People don’t seem particularly keen to share information about their interoperability capability either – it can be quite hard to find out what is available (and of course we’d love to have more people describing these kinds of resources in IESR!).
I’d have to say though, that beyond the realms of JISC (I’m thinking of local authorities in particular) the awareness of interoperability is much lower. I spend a lot of time talking to information professionals who are wholly focused on what they can do within the walls of their institution, for their own institution’s users, without thinking about how their resources might be made available beyond their own web interfaces.
A lot of this seems to be down to the attitudes and offerings of the software vendors in the library and information world. Until the information professionals recognise the importance of these open standards and start insisting that the software solutions support them, these resources will continue to exist in closed systems, shut off from the wider information environment.
I’m sure you’re right. When you live & breath interoperability for long enough it’s easy to forget that not everyone has the same perspective.
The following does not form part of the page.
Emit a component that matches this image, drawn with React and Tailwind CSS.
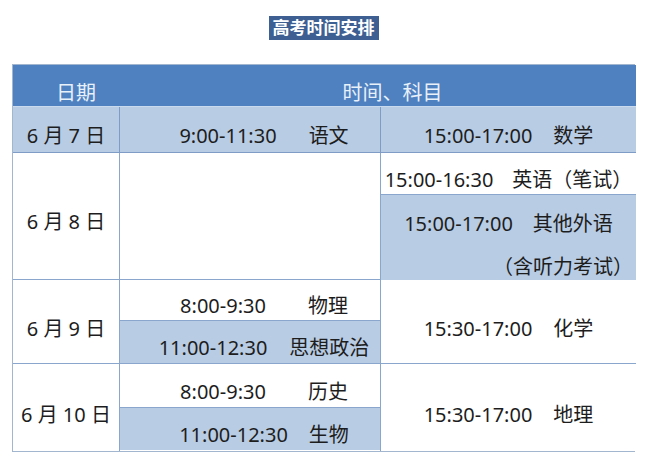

Interoperability is still important.
But I’m starting to wonder what it really amounts to without evidence of established interoperation realising the capabilities implied in interoperability.
during the first 5 years of EDINA’s operation, we used to stress the importance of four keywords: outreach (getting out there, both to get our message across but also to listen); accessibility (before the word was hi-jacked we also meant ‘access’ and ‘reliability’); inter-working (which put the focus on the business of working together, whether in project, service or b2b); inter-operability.
Its that combination of the last two that I think you are calling interoperation. In practise the standards give us a basis for interoperability but unless there is focus on teh business needs to inter-work the effort required to set up protocols and also publish the means to interoperate, there is often limited interoperation.